An auditor can very well see that your organization has a "throw alert on
exception" mechanism in place and determine that meets the "review logs"
requirement. box checked
On Wed, Apr 7, 2010 at 9:43 AM, <Valdis.Kletnieks@...edu> wrote:
> On Wed, 07 Apr 2010 10:24:00 EDT, Keith Tomler said:
> > BALONEY
>
> > As an Information Systems Auditor, it seems that if you have a valid
> > finding and a reasonable recommendation, management usually doesn't
> > act on it.
>
> > However, if you have the same finding and recommendation and then cite
> > a regulation, management is forced to act upon it.
>
> > I believe that the regulations were drafted in order to force entities
> > into doing what they should have done in the first place.
>
> I think the issue is a bit deeper than that - the way most regulations are
> drafted, they do *not* force entities to do what they should have done in
> the first place.
>
> What they *do* force is implementing a checkbox.
>
> Whether said checkbox is actually the best solution *for the actual
> problem*
> is the issue.
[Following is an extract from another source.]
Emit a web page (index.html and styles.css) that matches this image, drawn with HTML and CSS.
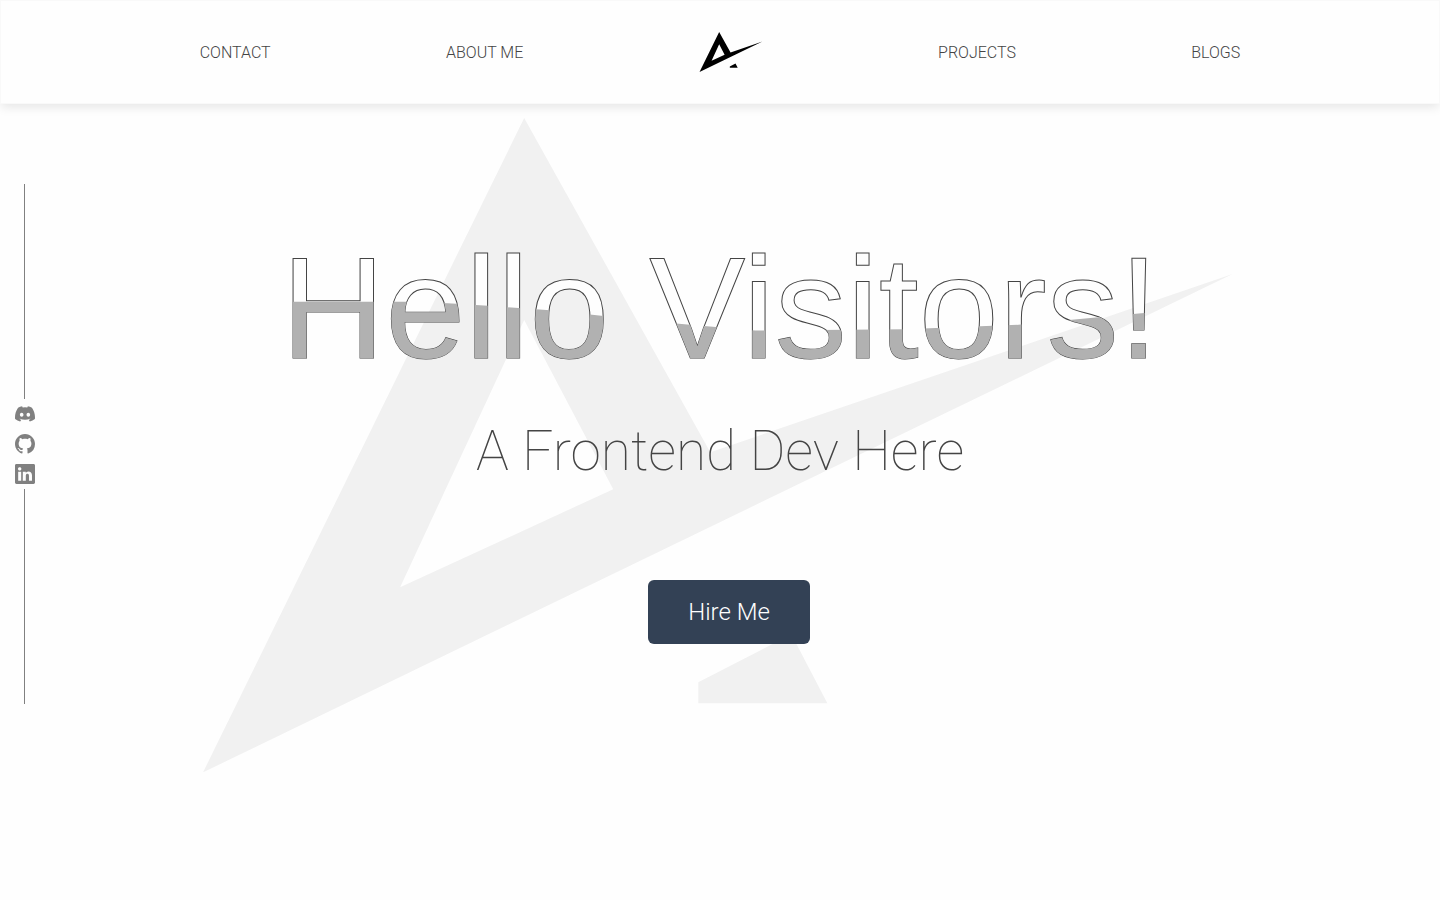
FILE: index.html
```html
<!DOCTYPE html>
<html lang="en">
<head>
<meta charset="utf-8">
<meta name="viewport" content="width=device-width, initial-scale=1">
<title>A Frontend Dev</title>
<link rel="stylesheet" href="styles.css">
</head>
<body>
<svg class="defs" aria-hidden="true">
  <symbol id="mark" viewBox="203 118 1029 654">
    <path fill-rule="evenodd" d="M524 118 710 452 1232 274 203 772ZM524 320 400 587 613 489Z"/>
    <path d="M698 682 791 634 827 703H698Z"/>
  </symbol>
</svg>

<header class="header">
  <nav class="nav">
    <a class="nav-link" href="#contact">CONTACT</a>
    <a class="nav-link" href="#about">ABOUT ME</a>
    <a class="nav-logo" href="#home" aria-label="Home"><svg class="logo"><use href="#mark"/></svg></a>
    <a class="nav-link" href="#projects">PROJECTS</a>
    <a class="nav-link" href="#blogs">BLOGS</a>
  </nav>
</header>

<aside class="social">
  <span class="social-line"></span>
  <a class="social-link" href="#discord" aria-label="Discord"><svg class="social-icon" viewBox="0 0 16 16"><path d="M13.545 2.907a13.227 13.227 0 0 0-3.257-1.011.05.05 0 0 0-.052.025c-.141.25-.297.577-.406.833a12.19 12.19 0 0 0-3.658 0 8.258 8.258 0 0 0-.412-.833.051.051 0 0 0-.052-.025c-1.125.194-2.22.534-3.257 1.011a.041.041 0 0 0-.021.018C.356 6.024-.213 9.047.066 12.032c.001.014.01.028.021.037a13.276 13.276 0 0 0 3.995 2.02.05.05 0 0 0 .056-.019c.308-.42.582-.863.818-1.329a.05.05 0 0 0-.028-.07 8.875 8.875 0 0 1-1.248-.595.05.05 0 0 1-.005-.085c.084-.063.168-.129.248-.195a.05.05 0 0 1 .051-.007c2.619 1.196 5.454 1.196 8.041 0a.052.052 0 0 1 .053.007c.08.066.164.132.248.195a.051.051 0 0 1-.004.085 8.254 8.254 0 0 1-1.249.594.05.05 0 0 0-.027.071c.24.465.515.909.817 1.329a.05.05 0 0 0 .056.019 13.235 13.235 0 0 0 4.001-2.02.049.049 0 0 0 .021-.037c.334-3.451-.559-6.449-2.366-9.106a.034.034 0 0 0-.02-.019ZM5.347 10.214c-.789 0-1.438-.724-1.438-1.612 0-.889.637-1.613 1.438-1.613.807 0 1.45.73 1.438 1.613 0 .888-.637 1.612-1.438 1.612Zm5.316 0c-.788 0-1.438-.724-1.438-1.612 0-.889.637-1.613 1.438-1.613.807 0 1.451.73 1.438 1.613 0 .888-.631 1.612-1.438 1.612Z"/></svg></a>
  <a class="social-link" href="#github" aria-label="GitHub"><svg class="social-icon" viewBox="0 0 16 16"><path d="M8 0C3.58 0 0 3.58 0 8c0 3.54 2.29 6.53 5.47 7.59.4.07.55-.17.55-.38 0-.19-.01-.82-.01-1.49-2.01.37-2.53-.49-2.69-.94-.09-.23-.48-.94-.82-1.13-.28-.15-.68-.52-.01-.53.63-.01 1.08.58 1.23.82.72 1.21 1.87.87 2.33.66.07-.52.28-.87.51-1.07-1.78-.2-3.64-.89-3.64-3.95 0-.87.31-1.59.82-2.15-.08-.2-.36-1.02.08-2.12 0 0 .67-.21 2.2.82.64-.18 1.32-.27 2-.27s1.36.09 2 .27c1.53-1.04 2.2-.82 2.2-.82.44 1.1.16 1.92.08 2.12.51.56.82 1.27.82 2.15 0 3.07-1.87 3.75-3.65 3.95.29.25.54.73.54 1.48 0 1.07-.01 1.93-.01 2.2 0 .21.15.46.55.38A8.01 8.01 0 0 0 16 8c0-4.42-3.58-8-8-8Z"/></svg></a>
  <a class="social-link" href="#linkedin" aria-label="LinkedIn"><svg class="social-icon" viewBox="0 0 16 16"><path d="M0 1.146C0 .513.526 0 1.175 0h13.65C15.474 0 16 .513 16 1.146v13.708c0 .633-.526 1.146-1.175 1.146H1.175C.526 16 0 15.487 0 14.854V1.146Zm4.943 12.248V6.169H2.542v7.225h2.401Zm-1.2-8.212c.837 0 1.358-.554 1.358-1.248-.015-.709-.52-1.248-1.342-1.248-.822 0-1.359.54-1.359 1.248 0 .694.521 1.248 1.327 1.248h.016Zm4.908 8.212V9.359c0-.216.016-.432.08-.586.173-.431.568-.878 1.232-.878.869 0 1.216.662 1.216 1.634v3.865h2.401V9.25c0-2.22-1.184-3.252-2.764-3.252-1.274 0-1.845.7-2.165 1.193V6.169h-2.4c.03.678 0 7.225 0 7.225h2.4Z"/></svg></a>
  <span class="social-line"></span>
</aside>

<main class="hero" id="home">
  <svg class="watermark" viewBox="203 118 1029 654" aria-hidden="true"><use href="#mark" x="203" y="118" width="1029" height="654"/></svg>
  <h1 class="title" data-text="Hello Visitors!">Hello Visitors!</h1>
  <p class="subtitle">A Frontend Dev Here</p>
  <div class="actions">
    <button class="hire" type="button">Hire Me</button>
  </div>
</main>
</body>
</html>
```

FILE: styles.css
```css
* {
  box-sizing: border-box;
}

body {
  margin: 0;
  min-height: 100vh;
  background: #fefefe;
  color: #444;
  font-family: Roboto, "Liberation Sans", sans-serif;
  font-weight: 300;
}

.defs {
  position: absolute;
  width: 0;
  height: 0;
}

.header {
  position: relative;
  z-index: 2;
  padding: 31px 13.8%;
  border: 1px solid #f9f9f9;
  background: #fefefe;
  box-shadow: 0 4px 10px -1px rgba(0, 0, 0, 0.1);
}

.nav {
  display: flex;
  align-items: center;
  justify-content: space-between;
}

.nav-link {
  padding-top: 2px;
  color: #444;
  font-size: 16px;
  line-height: 24px;
  text-decoration: none;
}

.nav-logo {
  display: block;
  color: #000;
}

.logo {
  display: block;
  width: 64px;
  height: 40px;
  fill: currentColor;
}

.social {
  position: fixed;
  top: 184px;
  left: 15px;
  z-index: 1;
  display: flex;
  flex-direction: column;
  align-items: center;
  gap: 10px;
  width: 20px;
  height: 520px;
}

.social-line {
  flex: 1;
  width: 1px;
  margin-right: 1px;
  background: #808080;
}

.social-line:first-child {
  margin-bottom: -5px;
}

.social-line:last-child {
  margin-top: -5px;
}

.social-link {
  display: block;
  color: #808080;
}

.social-icon {
  display: block;
  width: 20px;
  height: 20px;
  fill: currentColor;
}

.hero {
  position: relative;
  display: flex;
  flex-direction: column;
  align-items: center;
  padding: 133px 16px 64px;
}

.watermark {
  position: absolute;
  top: 14px;
  left: 14.1%;
  z-index: -1;
  width: 71.5%;
  fill: #f1f1f1;
}

.title {
  position: relative;
  margin: 0;
  color: #fefefe;
  font-family: "Liberation Sans", Arial, sans-serif;
  font-size: 144px;
  font-weight: 400;
  line-height: 144px;
  -webkit-text-stroke: 1px #444;
}

.title::after {
  content: attr(data-text);
  position: absolute;
  inset: 0;
  color: #b1b1b1;
  -webkit-text-stroke: 0;
  clip-path: polygon(0 45%, 14% 45%, 19% 46%, 24% 48%, 31% 51%, 37% 55%, 45% 60%, 54% 65%, 71% 64%, 84% 61%, 98% 53%, 100% 52%, 100% 100%, 0 100%);
}

.subtitle {
  margin: 38px 0 0;
  font-size: 55px;
  font-weight: 100;
  line-height: 64px;
}

.actions {
  margin-top: 97px;
  padding-left: 18px;
}

.hire {
  padding: 16px 40px;
  border: 0;
  border-radius: 6px;
  background: #334155;
  color: #fefefe;
  font: 300 24px/32px Roboto, "Liberation Sans", sans-serif;
  cursor: pointer;
}
```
I've seen cases where checkbox auditors insisted that a
> certain critical system "absolutely positively *HAD* to have a firewall".
>
> Even though the the owners of the system were *more* paranoid, and had
> done an even more thorough securing of the system by not even having a
> network connection to the machine.
>
> > I should not have to cite regulations in order to make sure logs are
> > being reviewed,
>
> Now stop for a moment - what is the *reason* for logs being reviewed?
>
> Is it acceptable to *not* review logs if there's a suitable "throw alert
> on exception" mechanism in place?
>
> Which is actually more long-term cost effective security for the
> organization?
>
> That's the problem with most of the regulations - they enforce checkboxes,
> not actually dealing with the overall security posture in a sane way.